Methodology & data sources
Last refreshed: 2026-05-03T02:34:39+00:00 · Source: live_partial
Primary sources
FiscalGrid compiles its dataset from four public sources, in order of authority for each topic:
- US Office of Personnel Management (OPM) — opm.gov pay-periods fact sheet for the US federal pay-period schedule and the federal fiscal year start.
- US Bureau of the Fiscal Service — fiscaldata.treasury.gov for US federal fiscal calendar reference data.
- Wikipedia: Fiscal year — en.wikipedia.org/wiki/Fiscal_year for the comparative table of fiscal year start dates by country.

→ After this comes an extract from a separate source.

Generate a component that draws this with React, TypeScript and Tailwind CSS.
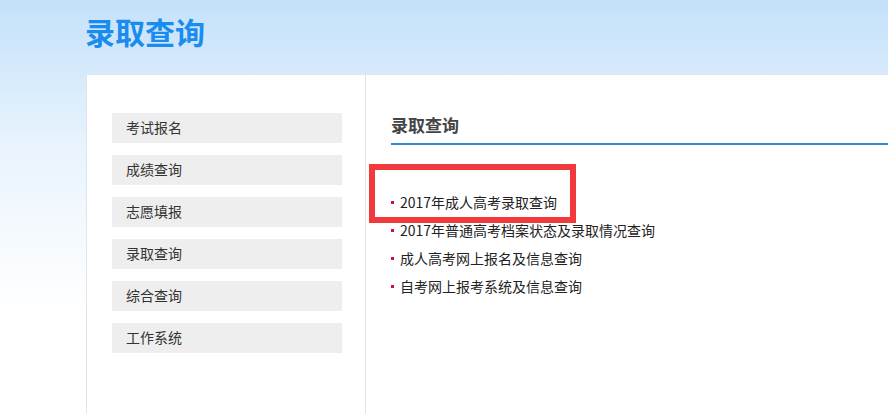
import React from 'react';

const sideLinks = ['考试报名', '成绩查询', '志愿填报', '录取查询', '综合查询', '工作系统'];

const queryLinks = [
  '2017年成人高考录取查询',
  '2017年普通高考档案状态及录取情况查询',
  '成人高考网上报名及信息查询',
  '自考网上报考系统及信息查询',
];

const App: React.FC = () => {
  return (
    <div
      className="w-[888px] h-[414px] overflow-hidden bg-linear-to-b from-[#c4e1fa] via-[#e8f3fd] via-[35%] to-white to-[75%]"
      style={{ fontFamily: '"Microsoft YaHei", "Noto Sans CJK SC", "Liberation Sans", sans-serif' }}
    >
      {/* page title */}
      <div className="h-[74px] pl-[85px] pt-[11px]">
        <h1 className="text-[30px] leading-[40px] font-bold text-[#1a8cf0]">录取查询</h1>
      </div>

      {/* main panel */}
      <div className="ml-[86px] h-[340px] flex bg-white border-l border-t border-[#dfe5ec]">
        {/* sidebar */}
        <aside className="w-[279px] shrink-0 border-r border-[#e2e2e2] pl-[25px] pt-[38px] flex flex-col gap-[12px]">
          {sideLinks.map((name) => (
            <div key={name} className="w-[230px] h-[30px] bg-[#eeeeee] pl-[14px] text-[14px] leading-[29px] text-[#333333]">
              {name}
            </div>
          ))}
        </aside>

        {/* content */}
        <section className="relative flex-1 pl-[25px] pt-[40px]">
          <div className="h-[30px] border-b-2 border-[#2e8bd3] text-[17px] leading-[20px] font-bold text-[#444444]">
            录取查询
          </div>

          <ul className="mt-[43px] flex flex-col">
            {queryLinks.map((text) => (
              <li key={text} className="h-[28px] flex items-center gap-[6px] text-[14px] leading-[20px] text-[#222222]">
                <span className="w-[3px] h-[3px] bg-[#d4103a] shrink-0 mt-[1px]" />
                <span className="-mt-[1px]">{text}</span>
              </li>
            ))}
          </ul>

          {/* red annotation frame */}
          <div className="absolute left-[3px] top-[89px] w-[207px] h-[59px] border-[6px] border-[#f2393c]" />
        </section>
      </div>
    </div>
  );
};

export default App;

- Wikidata — query.wikidata.org SPARQL endpoint for structured public-holiday records associated with each country's Q-item for fiscal year entities.
Build process
Source data is fetched once at build time by a PHP CLI script (php seed.php) that writes normalised JSON files to disk. Page templates read those JSON files at request time and render plain HTML. There is no live API call from any page — every render is purely a file read against the snapshot taken at build.
Fallback policy
If a primary source is unreachable at seed time (rate-limited, returning HTTP errors, or otherwise unavailable), the build falls back to a curated set of 150+ realistic fiscal calendar entries covering: 12 monthly templates across five fiscal-year conventions (US October–September, UK April–March, Australia July–June, India April–March, Canada April–March), quarterly breakdown pages for each, and 20+ country-specific fiscal year overview pages — all derived from well-established public fiscal calendar conventions documented across the sources above.
The data/source.json file in the repository records which path was taken on the most recent build, so it is always traceable whether the live page set is from live source fetches or from the curated fallback. The build also records the fetch timestamp.
Known limitations
Holiday observance rules — for example, what happens when a federal holiday lands on a weekend, or how regional non-federal holidays are treated — vary by jurisdiction and by employer. We document the canonical date for each holiday and note observance considerations in the holiday's own page, but the canonical observance authority is always the local statutory body, not this site.
Fiscal year naming conventions also differ. The US federal government uses the year of fiscal-year end (FY2025 = Oct 1, 2024 – Sep 30, 2025); the UK Self Assessment year is named by the year of fiscal-year start (FY2025/26 = April 6, 2025 – April 5, 2026). Each country page calls out which convention it uses.